DO THIS: Repeat the data below exactly, dropping any pictures it holds.

——————

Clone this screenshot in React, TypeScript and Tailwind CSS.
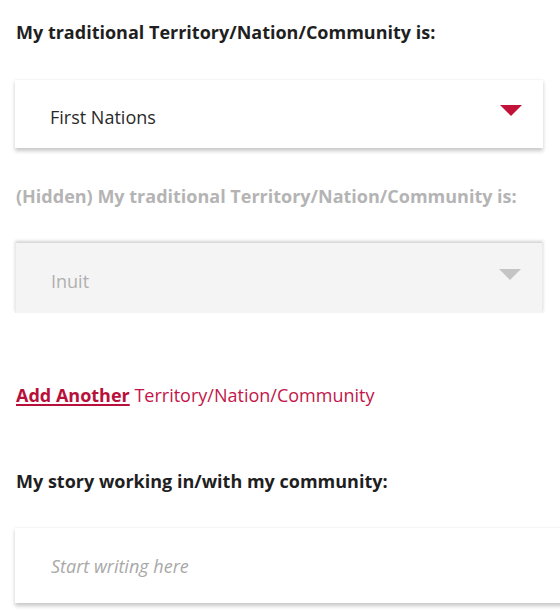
import React from 'react';

const font = { fontFamily: '"Open Sans", "Liberation Sans", sans-serif' };

const Caret: React.FC<{ color: string }> = ({ color }) => (
  <svg width="22" height="11" viewBox="0 0 22 11" className="block">
    <polygon points="0,0 22,0 11,11" fill={color} />
  </svg>
);

export default function App() {
  return (
    <div className="w-[560px] h-[615px] overflow-hidden bg-white" style={font}>
      <div className="pl-[15px] pr-[17px] pt-[20px]">
        {/* Territory select */}
        <p className="pl-px text-[18px] font-bold leading-[24px] text-[#1f1f1f]">
          My traditional Territory/Nation/Community is:
        </p>
        <div className="mt-[35px] h-[69px] bg-white flex items-center justify-between pl-[35px] pr-[21px] shadow-[0_3px_4px_rgba(0,0,0,0.22)] border-t border-[#f6f6f6]">
          <span className="text-[18px] text-[#2a2a2a] leading-none pt-[5px]">First Nations</span>
          <span className="-mt-[8px]">
            <Caret color="#c2123a" />
          </span>
        </div>

        {/* Hidden select */}
        <p className="mt-[36px] pl-px text-[18px] font-bold leading-[24px] text-[#b4b4b4]">
          (Hidden) My traditional Territory/Nation/Community is:
        </p>
        <div className="mt-[35px] h-[70px] bg-[#f4f4f4] flex items-center justify-between pl-[35px] pr-[21px] shadow-[0_-2px_3px_rgba(0,0,0,0.18)] border-x border-[#ebebeb]">
          <span className="text-[18px] text-[#b0b0b0] leading-none pt-[6px]">Inuit</span>
          <span className="-mt-[8px]">
            <Caret color="#c4c4c4" />
          </span>
        </div>

        {/* Add another */}
        <p className="mt-[70px] pl-px text-[18px] leading-[24px] text-[#c2164a]">
          <a href="#" className="font-bold underline underline-offset-2 decoration-[2px] text-[#b8103a]">
            Add Another
          </a>{' '}
          Territory/Nation/Community
        </p>

        {/* Story */}
        <p className="mt-[62px] pl-px text-[18px] font-bold leading-[24px] text-[#1f1f1f]">
          My story working in/with my community:
        </p>
      </div>
      <div className="pl-[15px] mt-[34px]">
        <div className="w-[560px] h-[76px] bg-white flex items-center pl-[36px] shadow-[0_3px_4px_rgba(0,0,0,0.22)] border-t border-[#f6f6f6]">
          <span className="text-[18px] italic text-[#a8a8a8] leading-none">Start writing here</span>
        </div>
      </div>
    </div>
  );
}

——————

TASK OUTPUT:
Clone this screenshot in React, TypeScript and Tailwind CSS.
import React from 'react';

const font = { fontFamily: '"Open Sans", "Liberation Sans", sans-serif' };

const Caret: React.FC<{ color: string }> = ({ color }) => (
  <svg width="22" height="11" viewBox="0 0 22 11" className="block">
    <polygon points="0,0 22,0 11,11" fill={color} />
  </svg>
);

export default function App() {
  return (
    <div className="w-[560px] h-[615px] overflow-hidden bg-white" style={font}>
      <div className="pl-[15px] pr-[17px] pt-[20px]">
        {/* Territory select */}
        <p className="pl-px text-[18px] font-bold leading-[24px] text-[#1f1f1f]">
          My traditional Territory/Nation/Community is:
        </p>
        <div className="mt-[35px] h-[69px] bg-white flex items-center justify-between pl-[35px] pr-[21px] shadow-[0_3px_4px_rgba(0,0,0,0.22)] border-t border-[#f6f6f6]">
          <span className="text-[18px] text-[#2a2a2a] leading-none pt-[5px]">First Nations</span>
          <span className="-mt-[8px]">
            <Caret color="#c2123a" />
          </span>
        </div>

        {/* Hidden select */}
        <p className="mt-[36px] pl-px text-[18px] font-bold leading-[24px] text-[#b4b4b4]">
          (Hidden) My traditional Territory/Nation/Community is:
        </p>
        <div className="mt-[35px] h-[70px] bg-[#f4f4f4] flex items-center justify-between pl-[35px] pr-[21px] shadow-[0_-2px_3px_rgba(0,0,0,0.18)] border-x border-[#ebebeb]">
          <span className="text-[18px] text-[#b0b0b0] leading-none pt-[6px]">Inuit</span>
          <span className="-mt-[8px]">
            <Caret color="#c4c4c4" />
          </span>
        </div>

        {/* Add another */}
        <p className="mt-[70px] pl-px text-[18px] leading-[24px] text-[#c2164a]">
          <a href="#" className="font-bold underline underline-offset-2 decoration-[2px] text-[#b8103a]">
            Add Another
          </a>{' '}
          Territory/Nation/Community
        </p>

        {/* Story */}
        <p className="mt-[62px] pl-px text-[18px] font-bold leading-[24px] text-[#1f1f1f]">
          My story working in/with my community:
        </p>
      </div>
      <div className="pl-[15px] mt-[34px]">
        <div className="w-[560px] h-[76px] bg-white flex items-center pl-[36px] shadow-[0_3px_4px_rgba(0,0,0,0.22)] border-t border-[#f6f6f6]">
          <span className="text-[18px] italic text-[#a8a8a8] leading-none">Start writing here</span>
        </div>
      </div>
    </div>
  );
}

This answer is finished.